Records contained in a dataset ::
+-------+
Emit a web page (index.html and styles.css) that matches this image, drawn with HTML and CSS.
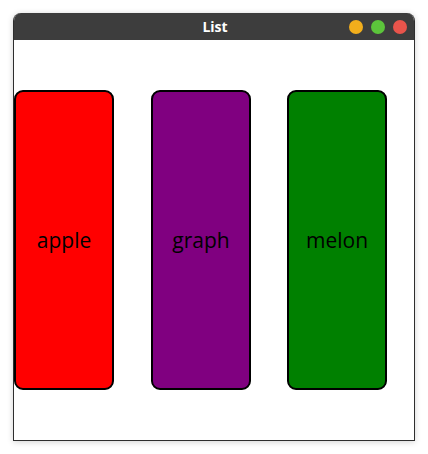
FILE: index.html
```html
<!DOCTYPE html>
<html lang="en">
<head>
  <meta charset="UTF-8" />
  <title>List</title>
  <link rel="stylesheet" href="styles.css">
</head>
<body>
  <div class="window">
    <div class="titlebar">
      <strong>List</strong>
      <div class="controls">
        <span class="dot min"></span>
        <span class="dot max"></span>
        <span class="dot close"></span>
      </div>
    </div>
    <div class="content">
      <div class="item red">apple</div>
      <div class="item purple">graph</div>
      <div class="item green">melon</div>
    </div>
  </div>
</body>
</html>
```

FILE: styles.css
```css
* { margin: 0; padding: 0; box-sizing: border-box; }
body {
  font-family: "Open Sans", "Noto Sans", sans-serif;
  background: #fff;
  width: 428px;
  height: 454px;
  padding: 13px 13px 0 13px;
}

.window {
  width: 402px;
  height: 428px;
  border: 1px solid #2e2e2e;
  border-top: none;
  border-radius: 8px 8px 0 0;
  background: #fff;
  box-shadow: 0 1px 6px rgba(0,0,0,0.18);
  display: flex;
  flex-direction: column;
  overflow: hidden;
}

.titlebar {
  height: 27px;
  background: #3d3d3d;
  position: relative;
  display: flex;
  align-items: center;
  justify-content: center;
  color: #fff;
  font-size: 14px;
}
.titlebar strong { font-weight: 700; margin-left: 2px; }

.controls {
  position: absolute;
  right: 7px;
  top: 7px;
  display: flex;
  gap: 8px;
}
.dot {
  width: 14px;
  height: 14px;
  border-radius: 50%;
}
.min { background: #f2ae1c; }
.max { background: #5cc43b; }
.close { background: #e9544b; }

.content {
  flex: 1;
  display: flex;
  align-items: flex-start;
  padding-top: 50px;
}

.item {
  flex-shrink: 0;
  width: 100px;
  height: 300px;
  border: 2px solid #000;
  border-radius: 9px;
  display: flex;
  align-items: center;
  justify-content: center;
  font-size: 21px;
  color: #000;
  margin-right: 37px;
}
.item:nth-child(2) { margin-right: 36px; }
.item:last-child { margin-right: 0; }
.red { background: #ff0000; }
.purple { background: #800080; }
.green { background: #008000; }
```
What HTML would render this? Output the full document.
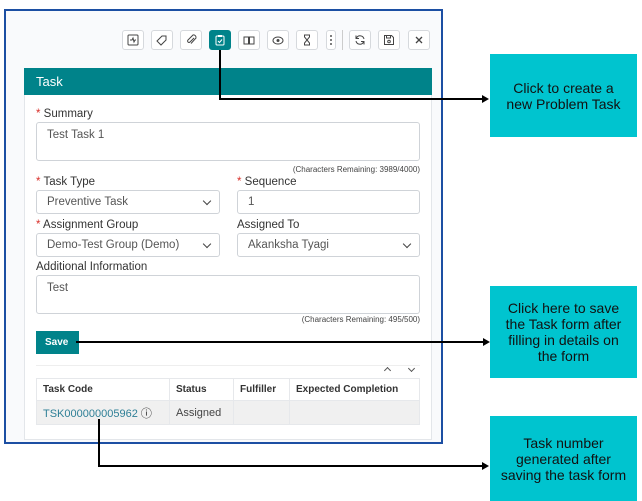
+-------+
WHAT THIS TASK INVOLVES :: Nothing in the entries should change as you copy them, except that the pictures are left out.

WRITTEN SOLUTION ::
Emit a web page (index.html and styles.css) that matches this image, drawn with HTML and CSS.
FILE: index.html
```html
<!DOCTYPE html>
<html lang="en">
<head>
  <meta charset="UTF-8" />
  <title>List</title>
  <link rel="stylesheet" href="styles.css">
</head>
<body>
  <div class="window">
    <div class="titlebar">
      <strong>List</strong>
      <div class="controls">
        <span class="dot min"></span>
        <span class="dot max"></span>
        <span class="dot close"></span>
      </div>
    </div>
    <div class="content">
      <div class="item red">apple</div>
      <div class="item purple">graph</div>
      <div class="item green">melon</div>
    </div>
  </div>
</body>
</html>
```

FILE: styles.css
```css
* { margin: 0; padding: 0; box-sizing: border-box; }
body {
  font-family: "Open Sans", "Noto Sans", sans-serif;
  background: #fff;
  width: 428px;
  height: 454px;
  padding: 13px 13px 0 13px;
}

.window {
  width: 402px;
  height: 428px;
  border: 1px solid #2e2e2e;
  border-top: none;
  border-radius: 8px 8px 0 0;
  background: #fff;
  box-shadow: 0 1px 6px rgba(0,0,0,0.18);
  display: flex;
  flex-direction: column;
  overflow: hidden;
}

.titlebar {
  height: 27px;
  background: #3d3d3d;
  position: relative;
  display: flex;
  align-items: center;
  justify-content: center;
  color: #fff;
  font-size: 14px;
}
.titlebar strong { font-weight: 700; margin-left: 2px; }

.controls {
  position: absolute;
  right: 7px;
  top: 7px;
  display: flex;
  gap: 8px;
}
.dot {
  width: 14px;
  height: 14px;
  border-radius: 50%;
}
.min { background: #f2ae1c; }
.max { background: #5cc43b; }
.close { background: #e9544b; }

.content {
  flex: 1;
  display: flex;
  align-items: flex-start;
  padding-top: 50px;
}

.item {
  flex-shrink: 0;
  width: 100px;
  height: 300px;
  border: 2px solid #000;
  border-radius: 9px;
  display: flex;
  align-items: center;
  justify-content: center;
  font-size: 21px;
  color: #000;
  margin-right: 37px;
}
.item:nth-child(2) { margin-right: 36px; }
.item:last-child { margin-right: 0; }
.red { background: #ff0000; }
.purple { background: #800080; }
.green { background: #008000; }
```
What HTML would render this? Output the full document.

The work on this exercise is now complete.